• Supplied information
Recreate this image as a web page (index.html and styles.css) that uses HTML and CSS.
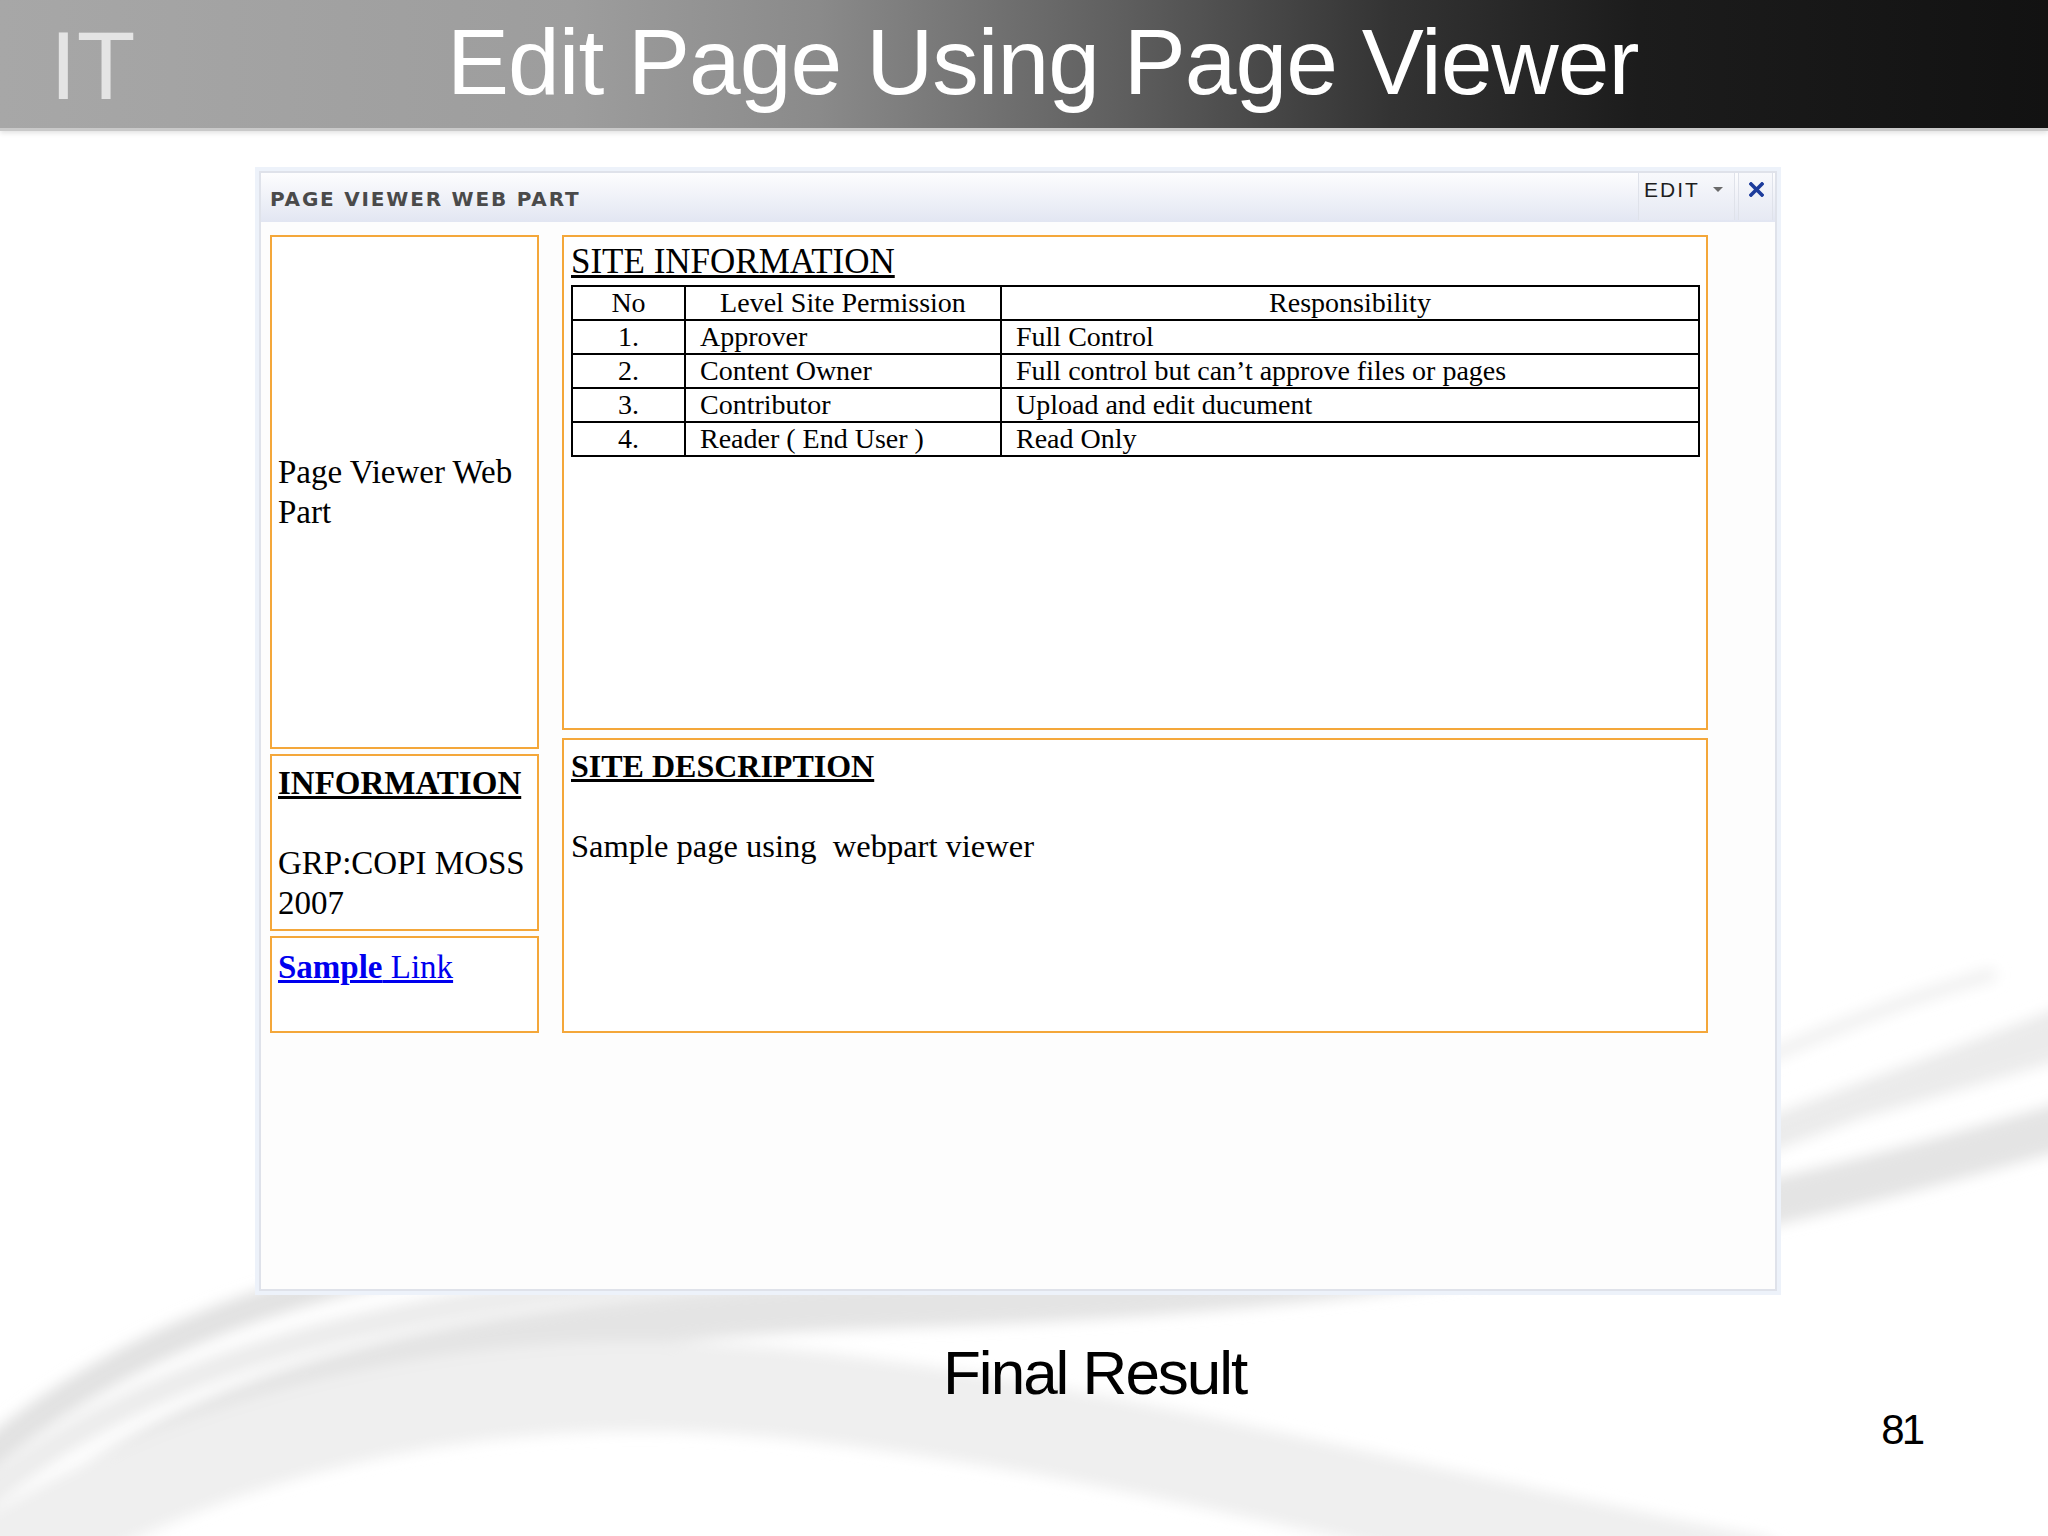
FILE: index.html
```html
<!DOCTYPE html>
<html lang="en">
<head>
  <meta charset="UTF-8">
  <title>Edit Page Using Page Viewer</title>
  <link rel="stylesheet" href="styles.css">
</head>
<body>
  <svg class="swoosh" viewBox="0 0 2048 1536" preserveAspectRatio="none">
    <defs>
      <filter id="soft" x="-10%" y="-10%" width="120%" height="120%">
        <feGaussianBlur stdDeviation="7"/>
      </filter>
    </defs>
    <g filter="url(#soft)" fill="none" stroke-linecap="round">
      <path class="s1" d="M-20 1580 C150 1400 420 1320 900 1305 S1700 1235 2100 1115"/>
      <path class="s2" d="M-40 1520 C120 1370 380 1285 860 1268 S1650 1170 2100 1035"/>
      <path class="s3" d="M-60 1600 C180 1430 480 1360 800 1395 S1350 1500 1750 1580"/>
      <path class="s4" d="M1600 1200 C1800 1120 1920 1080 2100 1010"/>
      <path class="s5" d="M1650 1110 C1800 1040 1900 1000 1990 975"/>
      <path class="s6" d="M-40 1480 C100 1350 300 1260 620 1240"/>
    </g>
  </svg>

  <header class="slide-head">
    <span class="logo">IT</span>
    <h1>Edit Page Using Page Viewer</h1>
  </header>

  <main class="stage">
    <section class="webpart">
      <div class="wp-bar">
        <span class="wp-title">PAGE VIEWER WEB PART</span>
        <div class="wp-tools">
          <span class="wp-edit">EDIT
            <svg class="caret" width="10" height="6" viewBox="0 0 10 6"><path d="M0 0 H10 L5 5 Z" fill="#6a6a6a"/></svg>
          </span>
          <span class="wp-close">
            <svg width="15" height="15" viewBox="0 0 15 15"><path d="M2 2 L13 13 M13 2 L2 13" stroke="#1d3c9c" stroke-width="3.6" stroke-linecap="square"/></svg>
          </span>
        </div>
      </div>

      <div class="wp-body">
        <div class="col-left">
          <div class="box box-intro">
            <p>Page Viewer Web Part</p>
          </div>
          <div class="box box-info">
            <h3>INFORMATION</h3>
            <p>GRP:COPI MOSS 2007</p>
          </div>
          <div class="box box-link">
            <a href="#"><b>Sample</b> Link</a>
          </div>
        </div>

        <div class="col-right">
          <div class="box box-site">
            <h2>SITE INFORMATION</h2>
            <table class="perm">
              <tr>
                <th class="c-no">No</th>
                <th class="c-level">Level Site Permission</th>
                <th>Responsibility</th>
              </tr>
              <tr><td class="num">1.</td><td>Approver</td><td>Full Control</td></tr>
              <tr><td class="num">2.</td><td>Content Owner</td><td>Full control but can’t approve files or pages</td></tr>
              <tr><td class="num">3.</td><td>Contributor</td><td>Upload and edit ducument</td></tr>
              <tr><td class="num">4.</td><td>Reader ( End User )</td><td>Read Only</td></tr>
            </table>
          </div>
          <div class="box box-desc">
            <h3>SITE DESCRIPTION</h3>
            <p>Sample page using &nbsp;webpart viewer</p>
          </div>
        </div>
      </div>
    </section>
  </main>

  <footer class="slide-foot">
    <span class="caption">Final Result</span>
    <span class="page-no">81</span>
  </footer>
</body>
</html>
```

FILE: styles.css
```css
:root {
  --orange: #f4a73a;
  --panel-line: #dfe2ea;
  --link: #0000ee;
}
body {
  margin: 0;
  width: 2048px;
  height: 1536px;
  position: relative;
  overflow: hidden;
  background: #fff;
  font-family: "Liberation Sans", Arial, sans-serif;
}
.swoosh {
  position: absolute;
  top: 0;
  left: 0;
  width: 2048px;
  height: 1536px;
  z-index: 0;
}
.swoosh .s1 { stroke: #e4e4e4; stroke-width: 46; }
.swoosh .s2 { stroke: #ececec; stroke-width: 26; }
.swoosh .s3 { stroke: #efefef; stroke-width: 90; }
.swoosh .s4 { stroke: #ebebeb; stroke-width: 34; }
.swoosh .s5 { stroke: #f1f1f1; stroke-width: 14; }
.swoosh .s6 { stroke: #e2e2e2; stroke-width: 30; }
.slide-head,
.stage,
.slide-foot {
  position: relative;
  z-index: 1;
}

/* bandeau du haut */
.slide-head {
  height: 128px;
  display: flex;
  background: linear-gradient(to right, #a7a7a7 0%, #9d9d9d 28%, #8a8a8a 40%, #5e5e5e 55%, #333 68%, #1c1c1c 80%, #121212 100%);
  border-bottom: 3px solid #c9c9c9;
  box-shadow: 0 2px 5px rgba(0, 0, 0, 0.12);
}
.logo {
  flex: 0 0 447px;
  box-sizing: border-box;
  padding: 2px 0 0 50px;
  font-size: 96px;
  line-height: 128px;
  color: #e4e4e4;
}
.slide-head h1 {
  margin: -2px 0 0;
  font-weight: normal;
  font-size: 93px;
  letter-spacing: -1px;
  line-height: 128px;
  color: #fff;
}

/* web part */
.stage {
  padding: 40px 0 0 259px;
}
.webpart {
  width: 1518px;
  height: 1120px;
  box-sizing: border-box;
  border: 2px solid var(--panel-line);
  box-shadow: 0 0 0 4px #edf2fa;
  background: #fdfdfd;
  display: flex;
  flex-direction: column;
}
.wp-bar {
  height: 49px;
  flex: 0 0 49px;
  display: flex;
  align-items: flex-start;
  background: linear-gradient(#fdfdfe, #e2e6f2);
}
.wp-title {
  margin: 14px 0 0 9px;
  font-family: "DejaVu Sans", Verdana, sans-serif;
  font-weight: bold;
  font-size: 20px;
  line-height: 24px;
  letter-spacing: 1.8px;
  color: #4a4a4a;
}
.wp-tools {
  margin-left: auto;
  margin-right: 2px;
  display: flex;
  gap: 3px;
  height: 47px;
}
.wp-edit,
.wp-close {
  background: linear-gradient(#f8f9fc, #e6e9f3);
  border-left: 1px solid var(--panel-line);
  border-right: 1px solid var(--panel-line);
}
.wp-edit {
  width: 97px;
  box-sizing: border-box;
  padding: 5px 0 0 5px;
  font-size: 21px;
  line-height: 24px;
  letter-spacing: 2px;
  color: #1e1e1e;
}
.caret {
  margin-left: 6px;
  vertical-align: 4px;
}
.wp-close {
  width: 35px;
  box-sizing: border-box;
  padding: 9px 0 0 10px;
}
.wp-body {
  flex: 1;
  display: flex;
  gap: 23px;
  padding: 13px 0 0 9px;
}
.col-left {
  width: 269px;
  display: flex;
  flex-direction: column;
  gap: 5px;
}
.col-right {
  width: 1146px;
  display: flex;
  flex-direction: column;
  gap: 8px;
}
.box {
  box-sizing: border-box;
  border: 2px solid var(--orange);
  background: #fff;
  padding: 7px 6px 0;
  font-family: "Liberation Serif", "Times New Roman", serif;
  font-size: 33px;
  line-height: 40px;
  color: #000;
}
.box p,
.box h2,
.box h3 {
  margin: 0;
}
.box h3 {
  font-size: 33px;
  font-weight: bold;
  text-decoration: underline;
  margin-bottom: 40px;
}
.box-intro {
  height: 514px;
  display: flex;
  align-items: center;
  padding-top: 0;
}
.box-info { height: 177px; }
.box-link { height: 97px; padding-top: 9px; }
.box-link a {
  color: var(--link);
  text-decoration: underline;
}
.box-site {
  height: 495px;
  padding: 5px 7px 0;
}
.box-site h2 {
  font-size: 35px;
  font-weight: normal;
  text-decoration: underline;
}
.box-desc {
  height: 295px;
  padding: 6px 7px 0;
}
.box-desc h3 { font-size: 32px; }
.box-desc p { font-size: 32.5px; }

/* tableau des permissions */
.perm {
  margin-top: 3px;
  width: 1129px;
  border-collapse: collapse;
  border: 2px solid #000;
  font-size: 28px;
  line-height: 30px;
}
.perm th,
.perm td {
  border: 2px solid #000;
  height: 32px;
  padding: 0 14px;
  text-align: left;
  font-weight: normal;
  white-space: nowrap;
}
.perm th { text-align: center; }
.perm .c-no { width: 83px; }
.perm .c-level { width: 286px; }
.perm td.num { text-align: center; }

/* bas de page */
.slide-foot {
  display: flex;
  align-items: flex-start;
  margin-top: 51px;
  padding-left: 943px;
  color: #000;
}
.caption {
  font-size: 62px;
  letter-spacing: -2px;
  line-height: 62px;
}
.page-no {
  margin: 67px 126px 0 auto;
  font-size: 42px;
  letter-spacing: -3px;
  line-height: 42px;
}
```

• Written exercise
Return all lines containing "index".

• Solution
Recreate this image as a web page (index.html and styles.css) that uses HTML and CSS.
FILE: index.html
  z-index: 0;
  z-index: 1;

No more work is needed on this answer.